Before trying for releases during the iteration, a team need to be capable of releasing at the end of the iteration (or even releasing at all). For a team which currently finds it difficult to release the first objective is to be able to release every two weeks. Once this can be done fairly painlessly they can then consider more frequent, even smaller, releases.
For every team releasing during an iteration there are probably more teams releasing at the end. And, as far as I can see, there are more still who release after several iterations. For example, six two-week iterations followed by a quarterly release used to be fairly common. Releasing every second iteration, so once a month, is also common.

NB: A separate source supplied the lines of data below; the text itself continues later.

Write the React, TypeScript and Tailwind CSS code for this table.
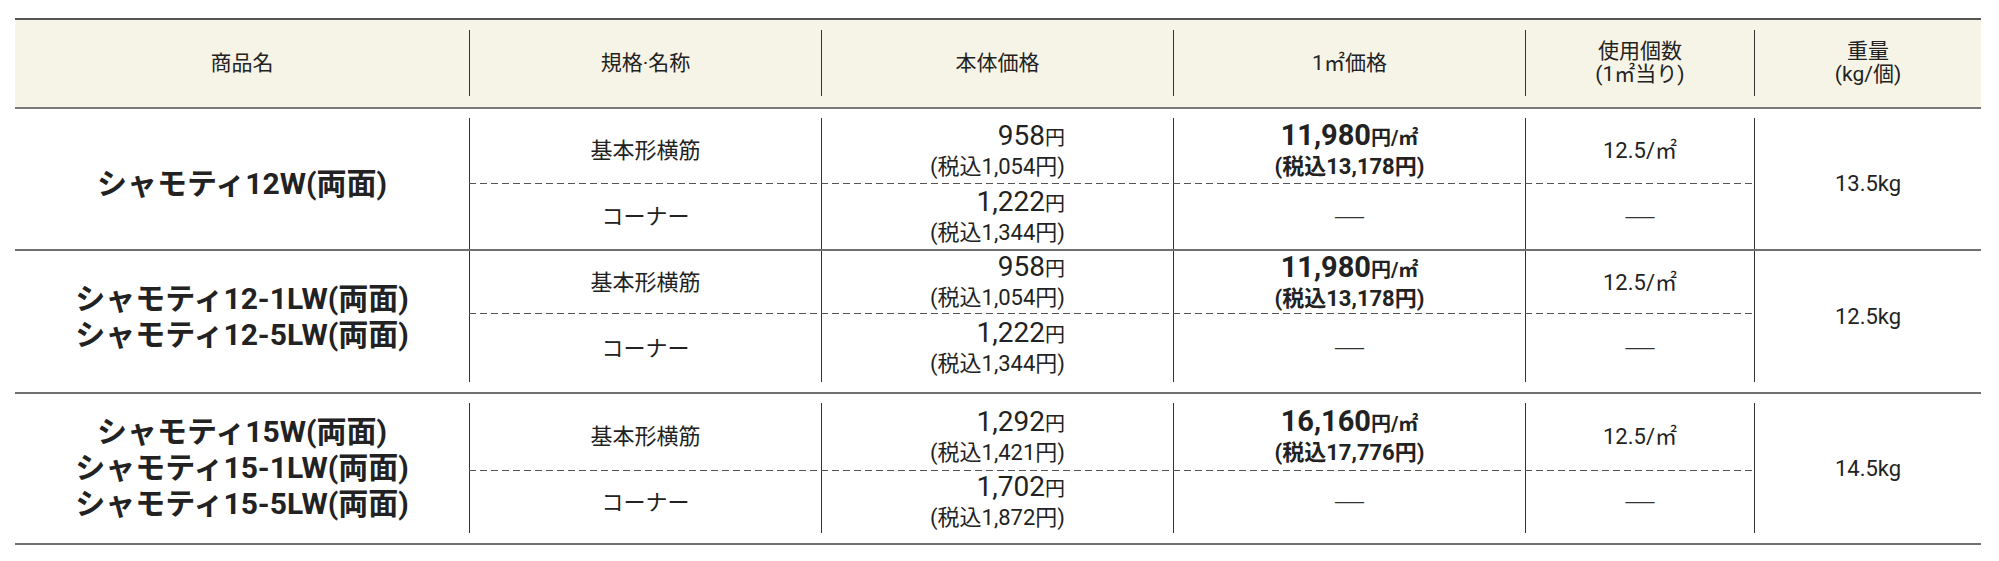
const COLS = "grid grid-cols-[454px_352px_352px_352px_229px_227px]";

type Price = { main: string; tax: string };

function PriceCell({ p }: { p: Price }) {
  return (
    <div className="flex items-center justify-center border-l border-[#333]">
      <div className="text-right">
        <div className="leading-[28px]">
          <span className="text-[28px]">{p.main}</span>
          <span className="text-[20px]">円</span>
        </div>
        <div className="text-[22px] leading-[26px]">({p.tax})</div>
      </div>
    </div>
  );
}

function M2Cell({ main, tax }: { main: string; tax: string }) {
  return (
    <div className="flex items-center justify-center border-l border-[#333] font-bold">
      <div className="text-center">
        <div className="leading-[28px]">
          <span className="text-[29px]">{main}</span>
          <span className="text-[20px]">円/㎡</span>
        </div>
        <div className="text-[22px] leading-[26px]">({tax})</div>
      </div>
    </div>
  );
}

function Dash() {
  return (
    <div className="flex items-center justify-center border-l border-[#333]">
      <span className="font-['Noto_Sans_CJK_JP',sans-serif] text-[34px] font-light leading-none text-[#333]">―</span>
    </div>
  );
}

function DashRow() {
  return (
    <div className="col-span-4 bg-[image:repeating-linear-gradient(to_right,#555_0px,#555_7px,transparent_7px,transparent_11px)]" />
  );
}

type BlockProps = {
  wrap: string;
  rows: string;
  names: string[];
  base: Price;
  corner: Price;
  m2: { main: string; tax: string };
  weight: string;
};

function Block({ wrap, rows, names, base, corner, m2, weight }: BlockProps) {
  return (
    <div className={wrap}>
      <div className={`${COLS} ${rows}`}>
        <div className="row-span-3 flex flex-col items-center justify-center text-[30px] font-bold leading-[36px]">
          {names.map((n) => (
            <div key={n}>{n}</div>
          ))}
        </div>
        <div className="flex items-center justify-center border-l border-[#333] text-[22px]">基本形横筋</div>
        <PriceCell p={base} />
        <M2Cell main={m2.main} tax={m2.tax} />
        <div className="flex items-center justify-center border-l border-[#333] text-[22px]">12.5/㎡</div>
        <div className="row-span-3 flex items-center justify-center border-l border-[#333] text-[22px]">{weight}</div>
        <DashRow />
        <div className="flex items-center justify-center border-l border-[#333] text-[22px]">コーナー</div>
        <PriceCell p={corner} />
        <Dash />
        <Dash />
      </div>
    </div>
  );
}

export default function App() {
  return (
    <div className="h-[561px] w-[1999px] bg-white pl-[15px] pt-[18px] font-['Roboto','Noto_Sans_CJK_JP',sans-serif] text-[#222]">
      <div className="w-[1966px]">
        <div className="border-b-2 border-t-2 border-b-[#7a7a7a] border-t-[#555] bg-[#f6f4e7] pb-[11px] pt-[10px]">
          <div className={`${COLS} h-[66px] text-[21px] leading-[23px]`}>
            <div className="flex items-center justify-center">商品名</div>
            <div className="flex items-center justify-center border-l border-[#333]">規格·名称</div>
            <div className="flex items-center justify-center border-l border-[#333]">本体価格</div>
            <div className="flex items-center justify-center border-l border-[#333]">1㎡価格</div>
            <div className="flex flex-col items-center justify-center border-l border-[#333] text-center">
              <div>使用個数</div>
              <div>(1㎡当り)</div>
            </div>
            <div className="flex flex-col items-center justify-center border-l border-[#333] text-center">
              <div>重量</div>
              <div>(kg/個)</div>
            </div>
          </div>
        </div>

        <Block
          wrap="border-b-2 border-[#707070] pt-[9px]"
          rows="grid-rows-[65px_1px_65px]"
          names={["シャモティ12W(両面)"]}
          base={{ main: "958", tax: "税込1,054円" }}
          corner={{ main: "1,222", tax: "税込1,344円" }}
          m2={{ main: "11,980", tax: "税込13,178円" }}
          weight="13.5kg"
        />
        <Block
          wrap="border-b-2 border-[#707070] pb-[10px]"
          rows="grid-rows-[62px_1px_68px]"
          names={["シャモティ12-1LW(両面)", "シャモティ12-5LW(両面)"]}
          base={{ main: "958", tax: "税込1,054円" }}
          corner={{ main: "1,222", tax: "税込1,344円" }}
          m2={{ main: "11,980", tax: "税込13,178円" }}
          weight="12.5kg"
        />
        <Block
          wrap="border-b-2 border-[#707070] pb-[10px] pt-[9px]"
          rows="grid-rows-[67px_1px_62px]"
          names={["シャモティ15W(両面)", "シャモティ15-1LW(両面)", "シャモティ15-5LW(両面)"]}
          base={{ main: "1,292", tax: "税込1,421円" }}
          corner={{ main: "1,702", tax: "税込1,872円" }}
          m2={{ main: "16,160", tax: "税込17,776円" }}
          weight="14.5kg"
        />
      </div>
    </div>
  );
}
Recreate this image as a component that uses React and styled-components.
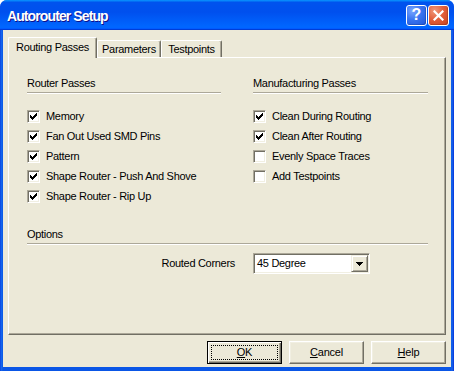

I myself ran a team that made one monthly release after four one-week iterations. Occasionally there was a fifth iteration to stay with the publicised release schedule of ‘first Tuesday of the month’. The first planning meeting of the new cycle was longer than the subsequent ones. While features did change, it was broadly possible to see what was coming for the next month and work on the details iteration by iteration.
3.6 The CEO test
Imagine you have just finished an iteration, perhaps yesterday or the day before yesterday. The CEO walks in and says “Bad news, we are out of money, we can’t make payroll”. While you are taking in this shocking statement he adds “Of course, if you have something I can release today, we can get some revenue and we have another month”.
If your answer is “Sure, here’s one we just finished”, then everything is OK.
If on the other hand your answer is “Well we just finished something, we are code complete on some stories, but we need another month or two of test-fix-test-fix”, then you are out of work and out of pocket.
Never be tempted to do more work which looks done but isn’t. Get good at finishing things completely, to release standard. Do fewer features and more quality.
Do this and you not only give your CEO options - you change the game.
3.7 References
Derby, E., and D. Larsen. 2006. Agile Retrospectives. Pragmatic Programmers.
Kerth, N. L. 2001. Project Retrospectives. New York: Dorset House.